Tyron Woodley isn’t looking at his boxing match against Jake Paul as a one-off opportunity for a cash grab.
Instead, the former UFC welterweight champion has designs on pursuing more fights in the Sweet Science after his Aug. 29 matchup with the YouTube personality.
“I didn’t get into this for a quick payday to get in and get out,” Woodley said during a press conference in Los Angeles on Tuesday to promote his fight with Paul. “This is a steppingstone for me. This is my entry into boxing for sure.”
Woodley will face Paul in the main event of a Showtime Sports card at Rocket Mortgage FieldHouse in Cleveland, Ohio. The event will air via pay-per-view on Showtime beginning at 8 p.m. ET/5 p.m. PT. Paul is 3-0 as a professional boxer, while Woodley will be making his debut in the sport.

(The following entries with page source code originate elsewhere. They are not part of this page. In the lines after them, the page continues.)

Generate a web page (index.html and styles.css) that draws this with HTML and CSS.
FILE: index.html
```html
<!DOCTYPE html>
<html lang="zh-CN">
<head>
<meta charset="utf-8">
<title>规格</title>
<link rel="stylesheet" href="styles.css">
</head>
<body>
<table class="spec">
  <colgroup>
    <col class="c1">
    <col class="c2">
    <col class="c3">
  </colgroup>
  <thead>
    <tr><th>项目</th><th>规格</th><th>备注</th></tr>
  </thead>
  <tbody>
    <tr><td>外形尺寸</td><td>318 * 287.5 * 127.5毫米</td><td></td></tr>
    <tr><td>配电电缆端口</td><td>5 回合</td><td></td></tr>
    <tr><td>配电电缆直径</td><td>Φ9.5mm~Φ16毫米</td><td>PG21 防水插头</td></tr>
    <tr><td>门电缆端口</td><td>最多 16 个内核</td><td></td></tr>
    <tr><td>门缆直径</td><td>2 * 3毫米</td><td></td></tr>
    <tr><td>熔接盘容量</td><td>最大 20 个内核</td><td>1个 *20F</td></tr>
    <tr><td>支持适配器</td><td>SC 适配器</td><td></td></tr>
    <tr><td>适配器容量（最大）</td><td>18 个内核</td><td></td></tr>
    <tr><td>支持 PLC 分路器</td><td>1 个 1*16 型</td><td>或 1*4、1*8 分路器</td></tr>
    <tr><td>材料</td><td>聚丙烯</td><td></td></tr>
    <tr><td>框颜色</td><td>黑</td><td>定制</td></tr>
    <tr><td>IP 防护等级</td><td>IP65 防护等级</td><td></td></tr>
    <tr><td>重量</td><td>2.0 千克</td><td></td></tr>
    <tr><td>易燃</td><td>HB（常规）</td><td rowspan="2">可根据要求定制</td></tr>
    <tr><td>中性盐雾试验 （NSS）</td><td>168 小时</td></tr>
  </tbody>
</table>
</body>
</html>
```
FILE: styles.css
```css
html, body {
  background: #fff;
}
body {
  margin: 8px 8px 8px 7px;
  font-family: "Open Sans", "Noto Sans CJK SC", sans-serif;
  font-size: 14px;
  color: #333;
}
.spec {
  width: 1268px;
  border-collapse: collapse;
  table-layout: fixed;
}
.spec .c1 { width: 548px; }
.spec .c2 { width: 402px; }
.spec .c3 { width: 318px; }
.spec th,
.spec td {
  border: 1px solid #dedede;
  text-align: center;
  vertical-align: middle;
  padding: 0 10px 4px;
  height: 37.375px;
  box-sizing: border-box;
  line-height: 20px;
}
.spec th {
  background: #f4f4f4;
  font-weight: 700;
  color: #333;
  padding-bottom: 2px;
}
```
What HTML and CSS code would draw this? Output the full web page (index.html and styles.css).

Now 39 years old, Woodley parted ways with the UFC following a four-bout losing streak. He last appeared in the Octagon at UFC 260, where he was choked out by Vicente Luque in the opening stanza on March 27.
In preparation for his transition to a new discipline, Woodley has been doing some training with Floyd Mayweather, who recently just competed against Jake’s brother, Logan Paul, in an exhibition match.
According to Woodley, the sessions with Mayweather will benefit him beyond his upcoming fight.
“To get an opportunity to work out with Floyd Mayweather, [only] an idiot would not take advantage of that situation,” Woodley said. “He showed me stuff not specifically to defeat Jake but to be a world class boxer in general — techniques, positions, placements, head positioning, movements. In MMA sometimes we waste energy, we do a lot of shucking and jiving. Everything I do, everything I throw is gonna hurt. My feints are gonna hurt.”
While Woodley admits that he foresees more boxing in his future, it sounds as though he hasn’t ruled a return to MMA — and he believes his specialized training will help him down the road.
“I plan to continue to fight in boxing, to be honest. It’s not gonna hurt me to focus just on striking, focus on my positioning, my punches, my defense. So when I fight in a mixed martial arts fight, I go to the fight with more tools and be sharper,” Woodley said.
For now, though, the former UFC champ isn’t looking to far ahead. He’s already seen Paul finish training partner Ben Askren. Woodley knows not to take an opponent lightly.
“…When you think too far beyond the fight that’s in front of you, that’s when the s—t goes the other direction,” he said. “For me, this is the biggest fight of my life because it’s the next fight.”